Hybrid mode preserves hard invariants and heuristic-required records first.

Selector v1 scores optional candidates, but low-support cases fall back to the heuristic decision.

Hybrid mode is intended for controlled experiments, not default rollout.

Promotion gates¶

Promotion requires:

composite(selector_v1) >= composite(selector_v0) - tolerance
token reduction vs same-run selector_v0
no regression in constraint recall
no regression in open-failure recall
no regression in quarantine correctness
no regression in resolved-failure handling
no increase in forbidden actionable phrase rate
zero raw-quarantined model-visible leaks
zero resolved-failure-active violations
passing family-split validation
passing target-quality validation
no severe per-category regression

Promotion is reversible.
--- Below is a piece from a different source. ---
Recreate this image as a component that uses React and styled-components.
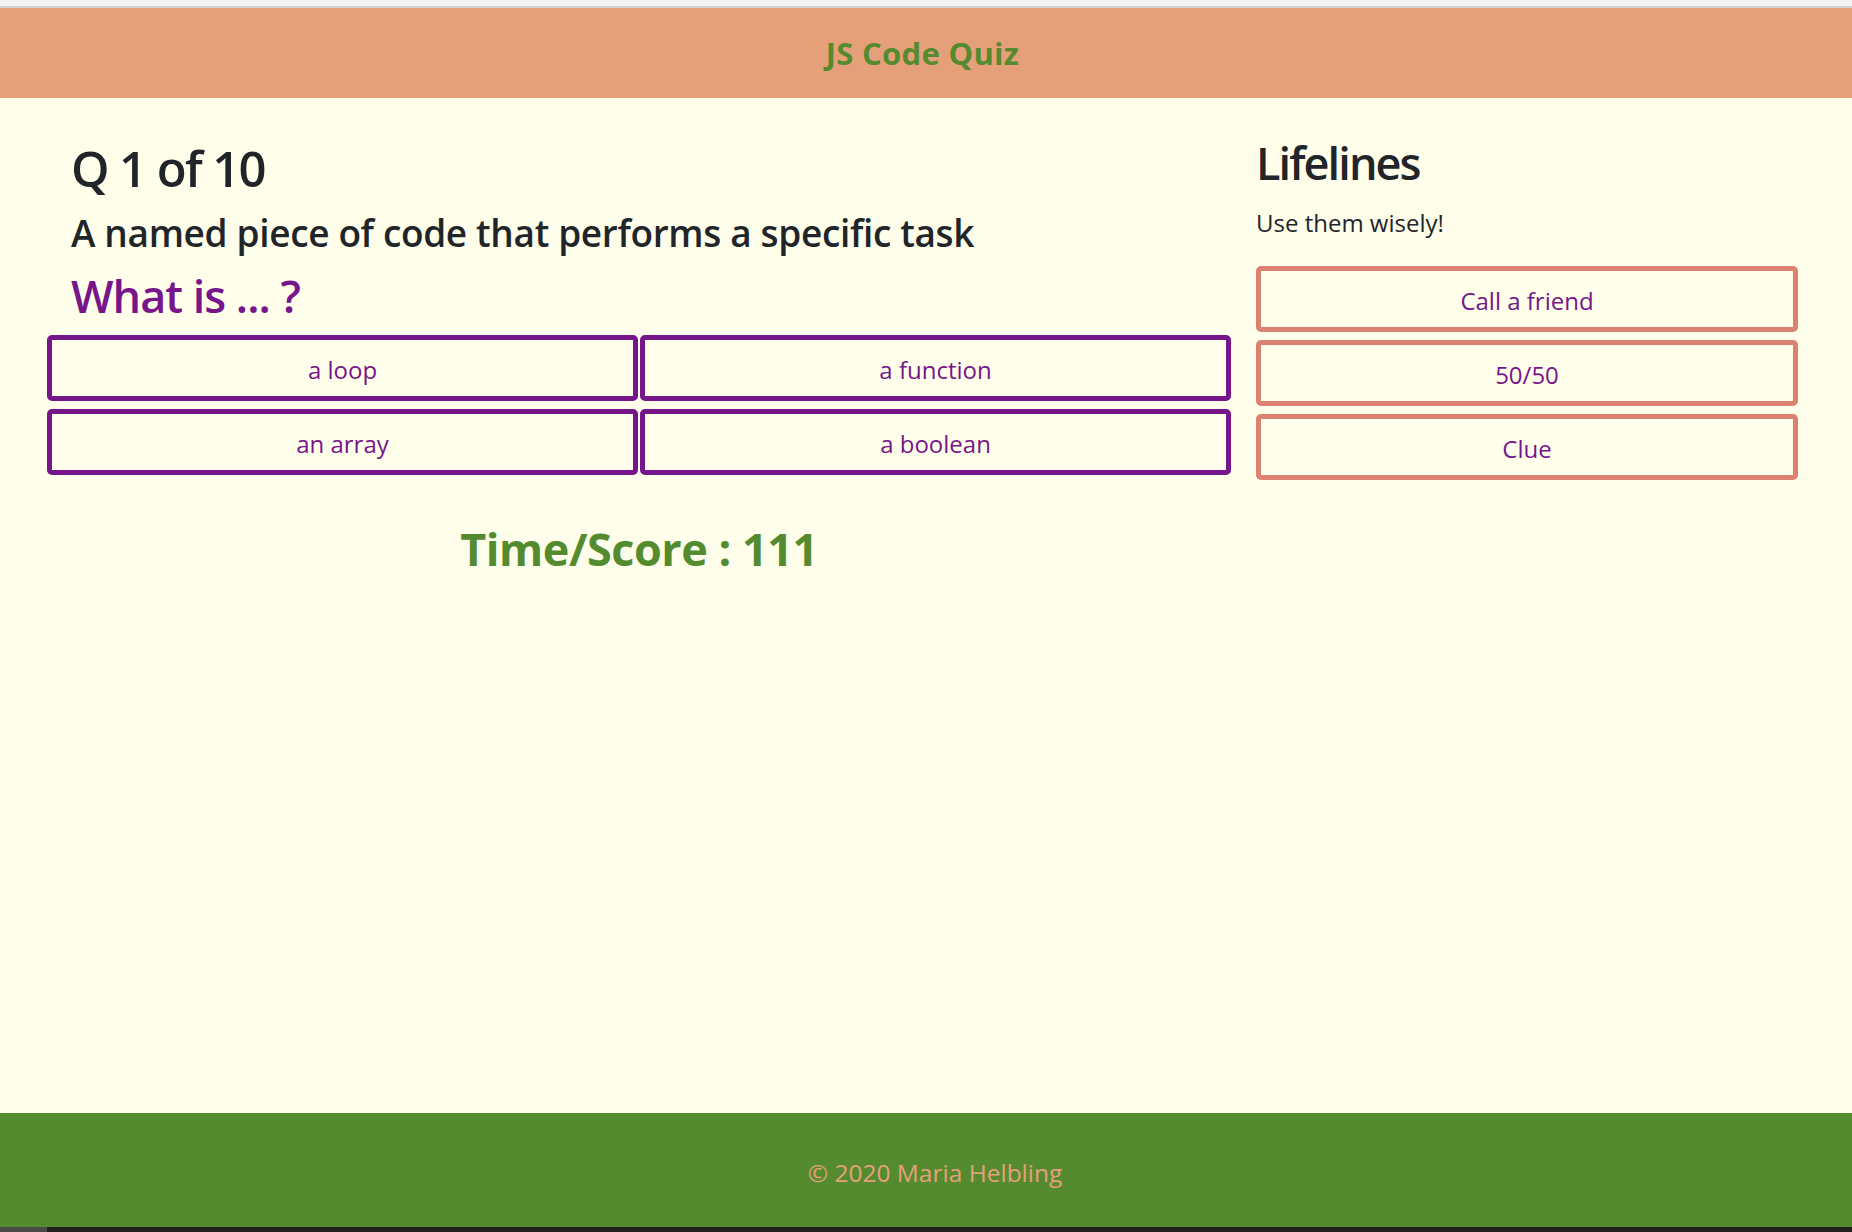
import React, { useState } from 'react';
import styled, { createGlobalStyle } from 'styled-components';

const answers = ['a loop', 'a function', 'an array', 'a boolean'];
const lifelines = ['Call a friend', '50/50', 'Clue'];

const App = () => {
  const [score] = useState(111);

  return (
    <>
      <GlobalStyle />
      <Page>
        <BrowserEdge />
        <Header>
          <Brand>JS Code Quiz</Brand>
        </Header>

        <Main>
          <QuestionColumn>
            <Counter>Q 1 of 10</Counter>
            <Question>A named piece of code that performs a specific task</Question>
            <Prompt>What is ... ?</Prompt>

            <AnswerGrid>
              {answers.map((answer) => (
                <AnswerButton key={answer} type="button">
                  {answer}
                </AnswerButton>
              ))}
            </AnswerGrid>

            <Score>Time/Score : {score}</Score>
          </QuestionColumn>

          <LifelineColumn>
            <LifelineTitle>Lifelines</LifelineTitle>
            <Hint>Use them wisely!</Hint>
            <LifelineList>
              {lifelines.map((item) => (
                <LifelineButton key={item} type="button">
                  {item}
                </LifelineButton>
              ))}
            </LifelineList>
          </LifelineColumn>
        </Main>

        <Footer>
          <FooterText>&copy; 2020 Maria Helbling</FooterText>
        </Footer>
        <Taskbar />
      </Page>
    </>
  );
};

// Styled components
const GlobalStyle = createGlobalStyle`
  * {
    box-sizing: border-box;
  }

  html, body {
    margin: 0;
    padding: 0;
    background-color: #fffeeb;
  }

  body {
    font-family: "Open Sans", "Noto Sans", sans-serif;
    color: #212529;
  }
`;

const Page = styled.div`
  min-height: 100vh;
  display: flex;
  flex-direction: column;
  background-color: #fffeeb;
`;

const BrowserEdge = styled.div`
  height: 8px;
  background-color: #f3f3f3;
  border-bottom: 2px solid #d2d2d2;
`;

const Header = styled.header`
  height: 90px;
  display: flex;
  align-items: center;
  justify-content: center;
  padding-right: 7px;
  background-color: #e5a07a;
`;

const Brand = styled.h1`
  margin: 0;
  font-size: 31px;
  line-height: 37px;
  font-weight: 700;
  letter-spacing: 0.3px;
  color: #558b2f;
`;

const Main = styled.main`
  flex: 1;
  display: grid;
  grid-template-columns: 1184px 542px;
  column-gap: 25px;
  align-items: start;
  padding: 40px 54px 0 47px;
`;

const QuestionColumn = styled.section`
  display: flex;
  flex-direction: column;
`;

const Counter = styled.h2`
  margin: 0 0 13px;
  padding-left: 24px;
  font-size: 49px;
  line-height: 60px;
  font-weight: 600;
  letter-spacing: -1.6px;
  color: #212529;
`;

const Question = styled.h3`
  margin: 0 0 14px;
  padding-left: 24px;
  font-size: 37px;
  line-height: 44px;
  font-weight: 600;
  letter-spacing: -0.35px;
  color: #212529;
`;

const Prompt = styled.h3`
  margin: 0 0 12px;
  padding-left: 24px;
  font-size: 45px;
  line-height: 54px;
  font-weight: 600;
  letter-spacing: -1px;
  color: #76168a;
`;

const AnswerGrid = styled.div`
  display: grid;
  grid-template-columns: 1fr 1fr;
  column-gap: 2px;
  row-gap: 8px;
`;

const Button = styled.button`
  height: 66px;
  padding: 3px 0 0;
  border-radius: 5px;
  background-color: transparent;
  font-family: "Open Sans", "Noto Sans", sans-serif;
  font-size: 24px;
  line-height: 30px;
  font-weight: 400;
  color: #76168a;
  cursor: pointer;
`;

const AnswerButton = styled(Button)`
  border: 5px solid #76168a;

  &:hover {
    background-color: #f5ecd8;
  }
`;

const Score = styled.h2`
  margin: 47px 0 0;
  text-align: center;
  font-size: 45px;
  line-height: 54px;
  font-weight: 700;
  letter-spacing: -0.5px;
  color: #558b2f;
`;

const LifelineColumn = styled.aside`
  display: flex;
  flex-direction: column;
`;

const LifelineTitle = styled.h2`
  margin: 0 0 20px;
  font-size: 45px;
  line-height: 50px;
  font-weight: 600;
  letter-spacing: -1.9px;
  color: #212529;
`;

const Hint = styled.p`
  margin: 0 0 28px;
  font-size: 24px;
  line-height: 30px;
  color: #212529;
`;

const LifelineList = styled.div`
  display: flex;
  flex-direction: column;
  gap: 8px;
`;

const LifelineButton = styled(Button)`
  width: 100%;
  border: 5px solid #dc8272;

  &:hover {
    background-color: #fbeee2;
  }
`;

const Footer = styled.footer`
  height: 114px;
  display: flex;
  align-items: center;
  justify-content: center;
  padding: 6px 0 0 18px;
  background-color: #558b2f;
`;

const FooterText = styled.p`
  margin: 0;
  font-size: 24.5px;
  line-height: 30px;
  color: #e5a07a;
`;

const Taskbar = styled.div`
  height: 5px;
  background: linear-gradient(to right, #4a4a4a 0 47px, #231f1f 47px);
`;

export default App;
Selector v1 is not made default automatically.

Safety invariants¶

All selector modes preserve these hard invariants:

raw quarantined text is never model-visible
hard user constraints remain eligible
resolved failures are not shown as active work
tool output is not promoted to instruction
token budget is still enforced

Learned selector scores never override these rules.
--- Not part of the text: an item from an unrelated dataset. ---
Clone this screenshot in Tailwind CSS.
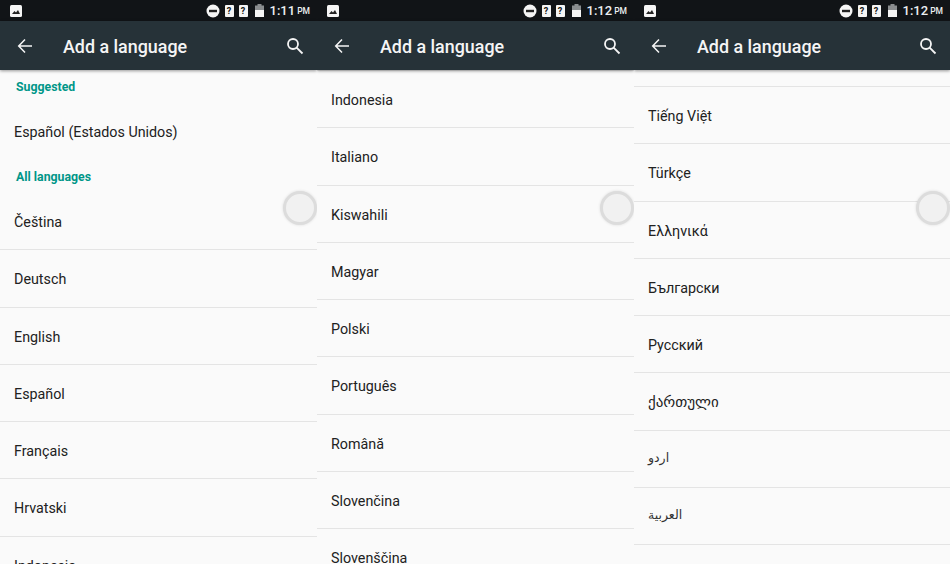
<!DOCTYPE html>
<html lang="en">
<head>
    <meta charset="UTF-8">
    <meta name="viewport" content="width=device-width, initial-scale=1.0">
    <title>Add a language</title>
    <script src="https://cdn.jsdelivr.net/npm/@tailwindcss/browser@4"></script>
</head>
<body class="bg-[#fafafa] font-['Roboto','Noto_Sans','DejaVu_Sans',sans-serif] overflow-hidden">
    <div id="screens" class="flex w-[950px] h-[564px] overflow-hidden"></div>

    <script>
        // One entry per phone screenshot; lead is the scrolled-off remainder above the first row
        const screens = [
            {
                time: '1:11', width: 'w-[317px]', lead: '',
                rows: ['Čeština', 'Deutsch', 'English', 'Español', 'Français', 'Hrvatski', 'Indonesia'],
                suggested: true
            },
            {
                time: '1:12', width: 'w-[317px]', lead: 'h-[1px]',
                rows: ['Indonesia', 'Italiano', 'Kiswahili', 'Magyar', 'Polski', 'Português', 'Română', 'Slovenčina', 'Slovenščina']
            },
            {
                time: '1:12', width: 'w-[316px]', lead: 'h-[17px]',
                rows: ['Tiếng Việt', 'Türkçe', 'Ελληνικά', 'Български', 'Русский', 'ქართული', 'اردو', 'العربية']
            }
        ];

        // Georgian and Arabic script rows are drawn at a different size on the device
        const defaultRow = 'text-[14.3px] text-[#212121] pt-[3px]';
        const rowStyle = {
            'ქართული': 'text-[15px] text-[#212121] pt-[2px]',
            'اردو': 'text-[12.5px] text-[#333] pb-[2px]',
            'العربية': 'text-[12.5px] text-[#333] pb-[1px]'
        };

        const statusBar = (time) => `
            <div class="h-[21px] bg-[#111417] flex items-center pl-[10px] pr-[7px] text-[#eceff1] shrink-0">
                <svg width="12" height="12" viewBox="0 0 12 12"><rect width="12" height="12" rx="1.5" fill="#f5f5f5"/><path d="M2 9l2.5-3 1.5 1.5L8 5l2 4z" fill="#222"/></svg>
                <div class="ml-auto flex items-center">
                    <svg width="14" height="14" viewBox="0 0 14 14"><circle cx="7" cy="7" r="6.5" fill="#f5f5f5"/><rect x="3" y="5.8" width="8" height="2.4" fill="#222"/></svg>
                    <div class="ml-[5px] w-[9px] h-[12px] rounded-[1px] bg-[#f5f5f5] text-[#111] text-[9px] leading-[12px] font-bold text-center">?</div>
                    <div class="ml-[5px] w-[9px] h-[12px] rounded-[1px] bg-[#f5f5f5] text-[#111] text-[9px] leading-[12px] font-bold text-center">?</div>
                    <svg class="ml-[7px]" width="9" height="13" viewBox="0 0 9 13"><rect x="2.5" width="4" height="2" fill="#8a8d8f"/><rect y="1.5" width="9" height="4.5" fill="#8a8d8f"/><rect y="6" width="9" height="7" fill="#f5f5f5"/></svg>
                    <span class="ml-[6px] text-[13px] font-medium">${time}</span>
                    <span class="ml-[2px] text-[8.5px] font-medium mt-[2px]">PM</span>
                </div>
            </div>`;

        const toolbar = `
            <div class="relative z-10 h-[49px] bg-[#263238] flex items-center pl-[17px] pr-[13px] text-white shrink-0 shadow-[0_1px_3px_rgba(0,0,0,0.4)]">
                <svg width="16" height="16" viewBox="0 0 16 16" fill="none" stroke="#f5f5f5" stroke-width="1.5"><path d="M15 8H2M8 1.5L1.7 8 8 14.5"/></svg>
                <span class="ml-[30px] mt-[4px] text-[17.9px] font-medium text-[#f5f5f5]">Add a language</span>
                <svg class="ml-auto" width="18" height="18" viewBox="0 0 18 18" fill="none" stroke="#f5f5f5" stroke-width="1.8"><circle cx="7" cy="7" r="5"/><path d="M10.6 10.6L16.5 16.5"/></svg>
            </div>`;

        const header = (label, cls) => `<div class="${cls} h-[34px] shrink-0 pl-[16px] flex items-center text-[12.3px] font-bold text-[#009688]">${label}</div>`;

        const row = (label) => `
            <div class="h-[57.3px] shrink-0 pl-[14px] flex items-center border-b-[1.5px] border-[#e4e4e4] ${rowStyle[label] || defaultRow}">${label}</div>`;

        const suggestedBlock = `
            ${header('Suggested', 'pt-[1px]')}
            <div class="h-[55px] shrink-0 pl-[14px] pt-[2px] flex items-center text-[14.3px] text-[#212121]">Español (Estados Unidos)</div>
            ${header('All languages', 'pt-[3px]')}`;

        document.getElementById('screens').innerHTML = screens.map((s) => `
            <div class="relative ${s.width} h-full flex flex-col overflow-hidden bg-[#fafafa]">
                ${statusBar(s.time)}
                ${toolbar}
                <div class="flex-1 flex flex-col overflow-hidden">
                    ${s.suggested ? suggestedBlock : `<div class="${s.lead} shrink-0 border-b-[1.5px] border-[#e4e4e4]"></div>`}
                    ${s.rows.map(row).join('')}
                </div>
                <div class="absolute right-0 top-[191px] w-[34px] h-[34px] rounded-full bg-[#f1f1f1] border-[3px] border-[#dcdcdc] shadow-[0_0_3px_rgba(0,0,0,0.12)]"></div>
            </div>`).join('');
    </script>
</body>
</html>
Feature and target ablations¶

Milestone C ablations retrain from cached selector-v1 inputs.

Feature-family ablations:

relational
token_economics
redundancy_conflict
provenance_trust
trajectory_session
lexical

support_confidence is reported but skipped as a raw-feature ablation because it is artifact-side metadata, not a base feature family.
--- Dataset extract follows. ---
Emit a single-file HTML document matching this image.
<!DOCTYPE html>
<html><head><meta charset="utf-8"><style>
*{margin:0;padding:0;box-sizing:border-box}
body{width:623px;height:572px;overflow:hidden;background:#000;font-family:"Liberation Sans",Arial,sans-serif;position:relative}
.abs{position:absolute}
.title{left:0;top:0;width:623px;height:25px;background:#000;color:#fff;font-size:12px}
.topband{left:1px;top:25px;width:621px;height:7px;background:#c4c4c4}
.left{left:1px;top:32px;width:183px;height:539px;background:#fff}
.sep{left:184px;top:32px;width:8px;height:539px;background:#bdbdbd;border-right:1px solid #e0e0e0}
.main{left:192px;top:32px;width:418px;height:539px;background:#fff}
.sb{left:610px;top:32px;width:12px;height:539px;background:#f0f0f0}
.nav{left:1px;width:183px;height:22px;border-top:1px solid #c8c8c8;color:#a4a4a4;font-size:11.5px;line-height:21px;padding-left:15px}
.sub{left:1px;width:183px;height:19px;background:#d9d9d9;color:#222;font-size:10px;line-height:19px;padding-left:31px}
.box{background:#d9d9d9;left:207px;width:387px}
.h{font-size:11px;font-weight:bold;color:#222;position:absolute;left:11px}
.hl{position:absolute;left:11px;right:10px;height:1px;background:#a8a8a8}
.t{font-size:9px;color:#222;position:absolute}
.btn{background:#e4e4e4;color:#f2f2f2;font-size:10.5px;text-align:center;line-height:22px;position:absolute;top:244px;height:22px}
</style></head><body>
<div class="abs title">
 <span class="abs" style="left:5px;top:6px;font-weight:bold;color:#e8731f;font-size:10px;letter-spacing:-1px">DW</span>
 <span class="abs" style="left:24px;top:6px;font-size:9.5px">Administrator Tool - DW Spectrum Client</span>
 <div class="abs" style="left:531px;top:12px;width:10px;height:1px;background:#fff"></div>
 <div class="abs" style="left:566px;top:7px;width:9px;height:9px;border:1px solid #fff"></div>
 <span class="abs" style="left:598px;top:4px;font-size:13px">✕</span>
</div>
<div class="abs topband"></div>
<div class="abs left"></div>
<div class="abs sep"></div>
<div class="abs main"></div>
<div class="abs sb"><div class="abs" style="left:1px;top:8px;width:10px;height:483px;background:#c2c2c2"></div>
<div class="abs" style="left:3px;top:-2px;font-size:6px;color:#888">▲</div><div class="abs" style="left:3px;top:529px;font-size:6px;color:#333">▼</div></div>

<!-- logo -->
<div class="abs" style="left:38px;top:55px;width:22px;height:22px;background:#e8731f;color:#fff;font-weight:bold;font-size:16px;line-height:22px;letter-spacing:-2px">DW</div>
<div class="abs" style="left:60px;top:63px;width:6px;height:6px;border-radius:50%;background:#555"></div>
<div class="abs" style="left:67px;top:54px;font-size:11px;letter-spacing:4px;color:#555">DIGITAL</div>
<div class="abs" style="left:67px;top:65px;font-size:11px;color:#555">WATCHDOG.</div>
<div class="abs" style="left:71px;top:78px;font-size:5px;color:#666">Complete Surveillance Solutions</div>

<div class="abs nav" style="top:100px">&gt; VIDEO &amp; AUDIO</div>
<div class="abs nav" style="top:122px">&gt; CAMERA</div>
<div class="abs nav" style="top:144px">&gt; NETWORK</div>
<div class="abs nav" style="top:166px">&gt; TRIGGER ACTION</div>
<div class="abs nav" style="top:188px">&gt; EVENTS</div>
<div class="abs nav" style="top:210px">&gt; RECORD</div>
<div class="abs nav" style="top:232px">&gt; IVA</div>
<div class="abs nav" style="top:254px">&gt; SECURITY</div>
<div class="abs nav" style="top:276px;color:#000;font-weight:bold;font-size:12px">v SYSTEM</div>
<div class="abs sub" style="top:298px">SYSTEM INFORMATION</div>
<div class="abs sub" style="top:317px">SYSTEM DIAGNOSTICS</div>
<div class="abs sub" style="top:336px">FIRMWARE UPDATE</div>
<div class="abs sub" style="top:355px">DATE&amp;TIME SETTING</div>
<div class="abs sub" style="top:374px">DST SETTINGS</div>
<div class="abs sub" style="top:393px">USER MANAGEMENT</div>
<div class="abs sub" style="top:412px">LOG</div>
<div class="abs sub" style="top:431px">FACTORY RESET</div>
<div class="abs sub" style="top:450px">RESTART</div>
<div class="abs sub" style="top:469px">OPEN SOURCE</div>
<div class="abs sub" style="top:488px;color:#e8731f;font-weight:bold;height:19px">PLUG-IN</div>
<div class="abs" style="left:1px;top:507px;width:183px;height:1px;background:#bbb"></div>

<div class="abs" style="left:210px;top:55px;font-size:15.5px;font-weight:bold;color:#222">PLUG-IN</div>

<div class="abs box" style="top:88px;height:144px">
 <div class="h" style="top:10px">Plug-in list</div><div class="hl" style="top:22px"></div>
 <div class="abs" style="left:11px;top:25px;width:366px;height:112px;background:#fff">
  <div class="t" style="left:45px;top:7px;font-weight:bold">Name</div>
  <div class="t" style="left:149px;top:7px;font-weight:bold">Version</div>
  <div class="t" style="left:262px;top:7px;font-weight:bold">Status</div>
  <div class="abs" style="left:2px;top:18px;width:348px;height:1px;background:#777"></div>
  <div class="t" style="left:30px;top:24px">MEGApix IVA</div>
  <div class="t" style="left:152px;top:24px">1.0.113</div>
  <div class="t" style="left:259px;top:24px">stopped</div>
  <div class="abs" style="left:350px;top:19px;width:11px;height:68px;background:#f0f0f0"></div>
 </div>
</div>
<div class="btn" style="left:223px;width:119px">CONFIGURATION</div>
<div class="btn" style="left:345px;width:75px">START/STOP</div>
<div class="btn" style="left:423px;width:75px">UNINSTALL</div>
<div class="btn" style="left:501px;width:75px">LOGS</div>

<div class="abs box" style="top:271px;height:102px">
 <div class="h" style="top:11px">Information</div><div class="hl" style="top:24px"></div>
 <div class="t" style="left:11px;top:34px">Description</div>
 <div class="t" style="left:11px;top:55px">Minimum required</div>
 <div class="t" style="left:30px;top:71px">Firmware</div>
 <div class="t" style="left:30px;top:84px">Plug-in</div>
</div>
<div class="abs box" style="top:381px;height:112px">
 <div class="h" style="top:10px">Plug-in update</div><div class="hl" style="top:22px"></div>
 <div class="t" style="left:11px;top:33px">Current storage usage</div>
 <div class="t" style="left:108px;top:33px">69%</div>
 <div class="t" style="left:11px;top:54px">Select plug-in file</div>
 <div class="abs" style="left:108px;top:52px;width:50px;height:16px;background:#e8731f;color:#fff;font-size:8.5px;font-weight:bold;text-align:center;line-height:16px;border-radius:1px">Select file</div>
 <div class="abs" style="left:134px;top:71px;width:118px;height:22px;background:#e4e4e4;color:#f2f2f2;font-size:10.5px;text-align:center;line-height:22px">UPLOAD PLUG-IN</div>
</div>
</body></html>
Target-component ablations:

full_target_v2
legacy_labels_only
no_marginal_utility
no_value_per_token
no_visibility_targets
no_profile_targets
no_token_penalty
no_safety_penalty

How to reproduce¶

Main evaluation:

uv run python -m evals.state_selector.evaluate \
  --selector evals/state_selector/artifacts/selector-v1/selector.json \
  --baseline-selector evals/state_selector/artifacts/selector-v0/selector.json \
  --suite selector_v1 \
  --backend coding_continuation \
  --out evals/state_selector/reports/selector-v1 \
  --compare heuristic,selector_v0,selector_v1,none,minimal,compact,constraints_open_failures \
  --json \
  --markdown \
  --csv \
  --seed 0

Per-category holdout-style evaluation:

uv run python -m evals.state_selector.evaluate \
  --selector evals/state_selector/artifacts/selector-v1/selector.json \
  --baseline-selector evals/state_selector/artifacts/selector-v0/selector.json \
  --suite selector_v1 \
  --backend coding_continuation \
  --out evals/state_selector/reports/selector-v1-leave-category-out \
  --compare heuristic,selector_v0,selector_v1 \
  --split-mode leave_category_out \
  --json \
  --markdown \
  --csv \
  --seed 0

Feature ablation:

uv run python -m evals.state_selector.evaluate \
  --selector evals/state_selector/artifacts/selector-v1/selector.json \
  --suite selector_v1 \
  --backend coding_continuation \
  --out evals/state_selector/reports/selector-v1-feature-ablation \
  --feature-ablation all \
  --json \
  --markdown \
  --csv \
  --seed 0

Target ablation:

uv run python -m evals.state_selector.evaluate \
  --selector evals/state_selector/artifacts/selector-v1/selector.json \
  --suite selector_v1 \
  --backend coding_continuation \
  --out evals/state_selector/reports/selector-v1-target-ablation \
  --target-ablation all \
  --json \
  --markdown \
  --csv \
  --seed 0

Promotion:

uv run python -m evals.state_selector.promote \
  --selector evals/state_selector/artifacts/selector-v1/selector.json \
  --eval-report evals/state_selector/reports/selector-v1/metrics.json \
  --baseline-selector evals/state_selector/artifacts/selector-v0/selector.json \
  --baseline-report evals/state_selector/reports/selector-v0-publish/metrics.json \
  --out evals/state_selector/artifacts/promoted-v1 \
  --min-composite-delta-vs-v0 0.00 \
  --min-token-reduction-vs-v0 0.05 \
  --max-forbidden-rate-delta 0.00 \
  --require-no-safety-regression \
  --require-family-split-validation \
  --require-target-v2-validation

Limitations¶

Milestone C proves only the current offline continuation-suite behavior.

It does not prove:

external live benchmark improvement
production runtime improvement
that learned profile choice should be enabled

Current selector-v1 training data is still profile-degenerate, so profile priors remain stats-only. External live benchmark reruns remain optional and out of CI.